====== Records shown
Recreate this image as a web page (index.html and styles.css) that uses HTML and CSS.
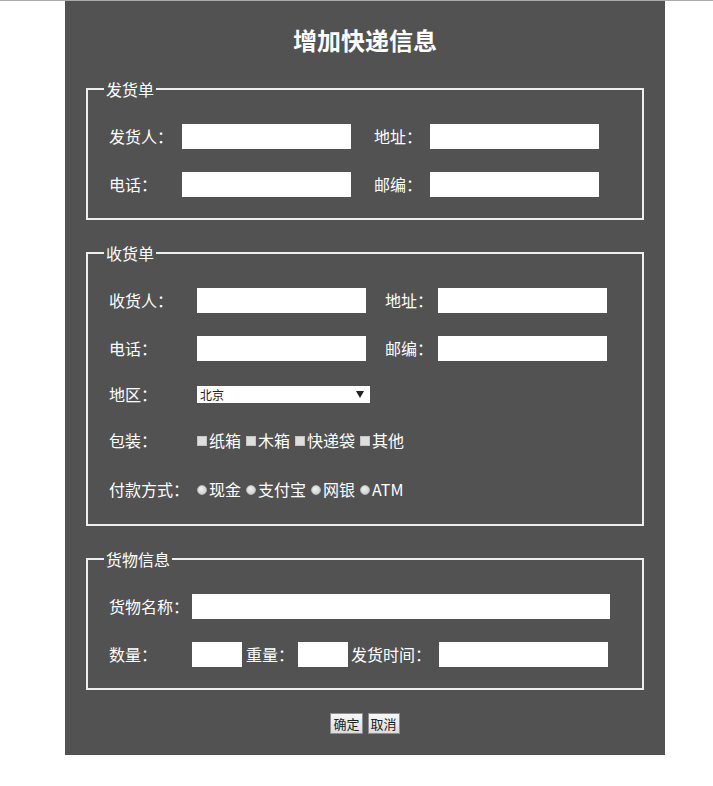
FILE: index.html
```html
<!DOCTYPE html>
<html lang="zh-CN">
<head>
    <meta charset="UTF-8">
    <meta name="viewport" content="width=device-width, initial-scale=1.0">
    <title>增加快递信息</title>
    <link rel="stylesheet" href="styles.css">
</head>
<body>

    <div class="box">
        <h2>增加快递信息</h2>

        <form>
            <fieldset class="send">
                <legend>发货单</legend>
                <div class="row">
                    <label class="lbl">发货人：</label><input type="text">
                    <label class="lbl2">地址：</label><input type="text">
                </div>
                <div class="row">
                    <label class="lbl">电话：</label><input type="text">
                    <label class="lbl2">邮编：</label><input type="text">
                </div>
            </fieldset>

            <fieldset class="recv">
                <legend>收货单</legend>
                <div class="row">
                    <label class="lbl">收货人：</label><input type="text">
                    <label class="lbl2">地址：</label><input type="text">
                </div>
                <div class="row">
                    <label class="lbl">电话：</label><input type="text">
                    <label class="lbl2">邮编：</label><input type="text">
                </div>
                <div class="row row-select">
                    <label class="lbl">地区：</label>
                    <span class="select-wrap">
                        <select>
                            <option>北京</option>
                            <option>上海</option>
                            <option>广州</option>
                            <option>深圳</option>
                        </select>
                    </span>
                </div>
                <div class="row row-check">
                    <label class="lbl">包装：</label>
                    <label class="opt"><input type="checkbox">纸箱</label>
                    <label class="opt"><input type="checkbox">木箱</label>
                    <label class="opt"><input type="checkbox">快递袋</label>
                    <label class="opt"><input type="checkbox">其他</label>
                </div>
                <div class="row row-radio">
                    <label class="lbl">付款方式：</label>
                    <label class="opt"><input type="radio" name="pay">现金</label>
                    <label class="opt"><input type="radio" name="pay">支付宝</label>
                    <label class="opt"><input type="radio" name="pay">网银</label>
                    <label class="opt"><input type="radio" name="pay">ATM</label>
                </div>
            </fieldset>

            <fieldset class="goods">
                <legend>货物信息</legend>
                <div class="row">
                    <label class="lbl">货物名称：</label><input type="text" class="long">
                </div>
                <div class="row">
                    <label class="lbl">数量：</label><input type="text" class="short">
                    <label class="lbl-w">重量：</label><input type="text" class="short">
                    <label class="lbl-t">发货时间：</label><input type="text">
                </div>
            </fieldset>

            <div class="buttons">
                <button type="submit" class="ok-btn">确定</button>
                <button type="reset" class="cancel-btn">取消</button>
            </div>
        </form>
    </div>

</body>
</html>
```

FILE: styles.css
```css
body {
    margin: 0;
    border-top: 1px solid #ababab;
    background: #fff;
    font-family: "Microsoft YaHei", "Noto Sans CJK SC", sans-serif;
}
.box {
    width: 600px;
    margin-left: 65px;
    padding: 21px 0 21px;
    background: #525252;
    color: #fff;
}
h2 {
    margin: 0;
    font-size: 24px;
    line-height: 36px;
    font-weight: bold;
    text-align: center;
}
fieldset {
    margin: 22px 21px 0;
    padding: 24px 21px 21px;
    border: 2px solid #eee;
    min-width: 0;
}
fieldset.send { margin-top: 20px; }
fieldset.recv { padding-bottom: 22px; }
legend {
    margin-left: -5px;
    padding: 0 2px;
    font-size: 16px;
    line-height: 22px;
}
.row {
    display: flex;
    align-items: center;
    height: 25px;
    margin-top: 23px;
    font-size: 16px;
    white-space: nowrap;
}
.row:first-of-type { margin-top: 0; }
.row-select { margin-top: 21px; }
.row-check { margin-top: 21px; }
.row-radio { margin-top: 24px; }
.lbl, .lbl2, .lbl-w, .lbl-t {
    line-height: 25px;
    flex-shrink: 0;
}
input[type="text"] {
    width: 169px;
    height: 25px;
    padding: 0 3px;
    border: none;
    box-sizing: border-box;
    background: #fff;
    outline: none;
    flex-shrink: 0;
}
input.long { width: 418px; }
input.short { width: 50px; }

.send .lbl { width: 73px; }
.send .lbl2 { width: 56px; margin-left: 23px; }
.recv .lbl { width: 88px; }
.recv .lbl2 { width: 53px; margin-left: 19px; }
.goods .lbl { width: 83px; }
.lbl-w { width: 52px; margin-left: 4px; }
.lbl-t { width: 88px; margin-left: 3px; }

.select-wrap {
    position: relative;
    display: flex;
    height: 17px;
}
.select-wrap::after {
    content: "";
    position: absolute;
    right: 6px;
    top: 5px;
    border-left: 4px solid transparent;
    border-right: 4px solid transparent;
    border-top: 7px solid #222;
    pointer-events: none;
}
select {
    -webkit-appearance: none;
    appearance: none;
    display: block;
    width: 173px;
    height: 17px;
    margin: 0;
    padding: 0 0 0 3px;
    border: none;
    border-radius: 0;
    background: #fff;
    color: #222;
    font-family: inherit;
    font-size: 12px;
    line-height: 17px;
    outline: none;
}

.opt {
    display: inline-flex;
    align-items: center;
    margin-right: 5px;
    line-height: 25px;
}
.opt input {
    -webkit-appearance: none;
    appearance: none;
    width: 10px;
    height: 10px;
    margin: 1px 2px 0 0;
    box-sizing: border-box;
}
.opt input[type="checkbox"] {
    border: 1px solid #c4c4c4;
    background: #dedede;
}
.opt input[type="radio"] {
    border-radius: 50%;
    border: 1px solid #b8b8b8;
    background: radial-gradient(circle at 40% 35%, #f0f0f0, #c8c8c8);
}

.buttons {
    display: flex;
    justify-content: center;
    gap: 5px;
    margin-top: 23px;
}
button {
    height: 21px;
    padding: 0 2px;
    border: 1px solid #8f8f8f;
    background: linear-gradient(#f7f7f7, #dcdcdc);
    color: #222;
    font-family: inherit;
    font-size: 13px;
    line-height: 19px;
    cursor: pointer;
}
button:hover { background: linear-gradient(#fff, #e6e6e6); }
```
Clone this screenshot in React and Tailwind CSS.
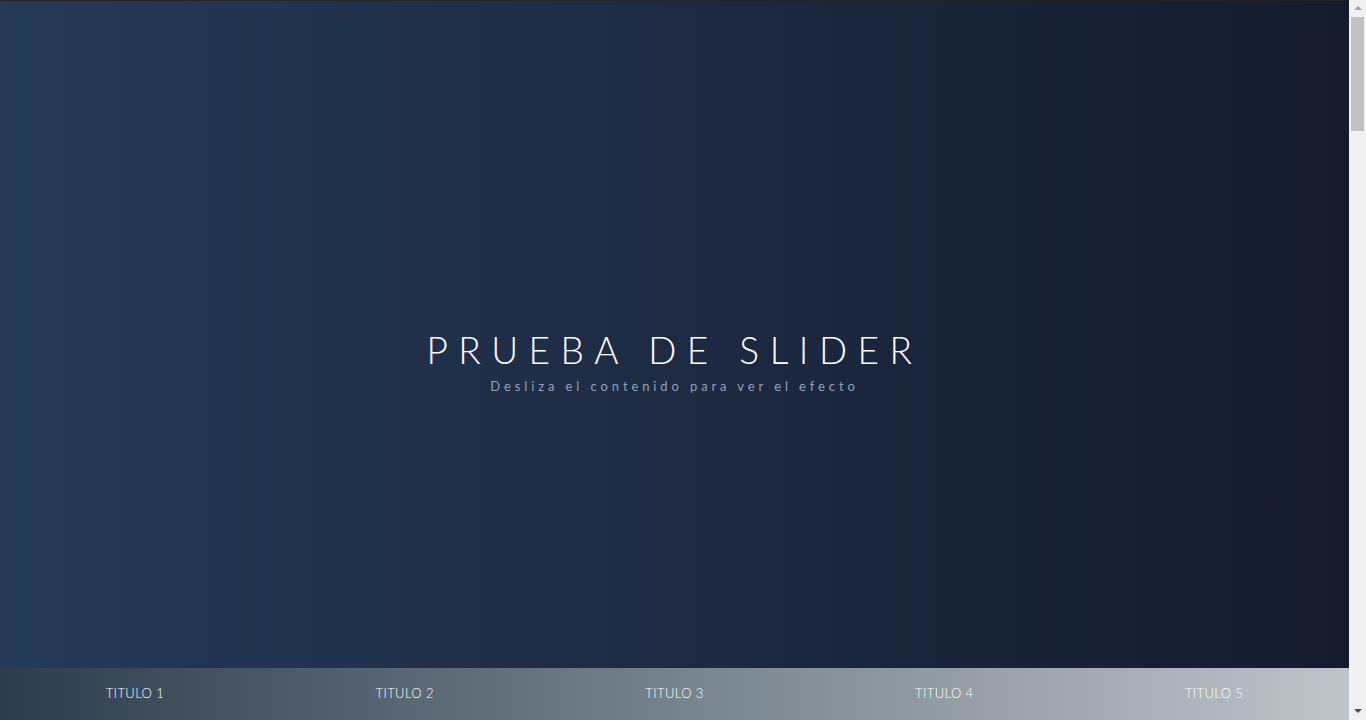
export default function App() {
  const titles = ['Titulo 1', 'Titulo 2', 'Titulo 3', 'Titulo 4', 'Titulo 5']

  return (
    <div className="h-[720px] flex overflow-hidden font-['Lato','Liberation_Sans',sans-serif] bg-[#151b2c]">
      <main className="flex-1 flex flex-col min-w-0">
        <div className="h-px bg-[#232426]" />
        {/* hero */}
        <section className="h-[667px] flex flex-col items-center justify-center pt-[58px] bg-[linear-gradient(to_right,#253a56,#1d2a42_50%,#141b2d)]">
          <h1 className="text-white text-[37px] font-light tracking-[10.5px] leading-none">
            PRUEBA DE SLIDER
          </h1>
          <p className="mt-[9px] text-[13px] tracking-[3.9px] text-[#8ea4bc]">
            Desliza el contenido para ver el efecto
          </p>
        </section>

        {/* nav */}
        <nav className="h-[52px] shrink-0 grid grid-cols-5 bg-[linear-gradient(to_right,#2d3c4d,#76828c_50%,#bfc4c8)]">
          {titles.map((t) => (
            <a key={t} href="#" className="flex items-center justify-center text-white text-[13px] font-light uppercase tracking-[0.03em]">
              {t}
            </a>
          ))}
        </nav>
      </main>

      {/* scrollbar */}
      <div className="w-[17px] shrink-0 flex flex-col bg-[#f1f1f1]">
        <div className="h-[17px] flex items-center justify-center">
          <svg width="8" height="5" viewBox="0 0 8 5"><path d="M4 0L8 4H0Z" fill="#a3a3a3" /></svg>
        </div>
        <div className="flex-1 px-[2px]">
          <div className="h-[114px] bg-[#c1c1c1]" />
        </div>
        <div className="h-[17px] flex items-center justify-center">
          <svg width="8" height="5" viewBox="0 0 8 5"><path d="M0 0H8L4 4Z" fill="#505050" /></svg>
        </div>
      </div>
    </div>
  )
}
============
## The request
Select every line of the records holding the string "styles".

## Task result
Recreate this image as a web page (index.html and styles.css) that uses HTML and CSS.
    <link rel="stylesheet" href="styles.css">
FILE: styles.css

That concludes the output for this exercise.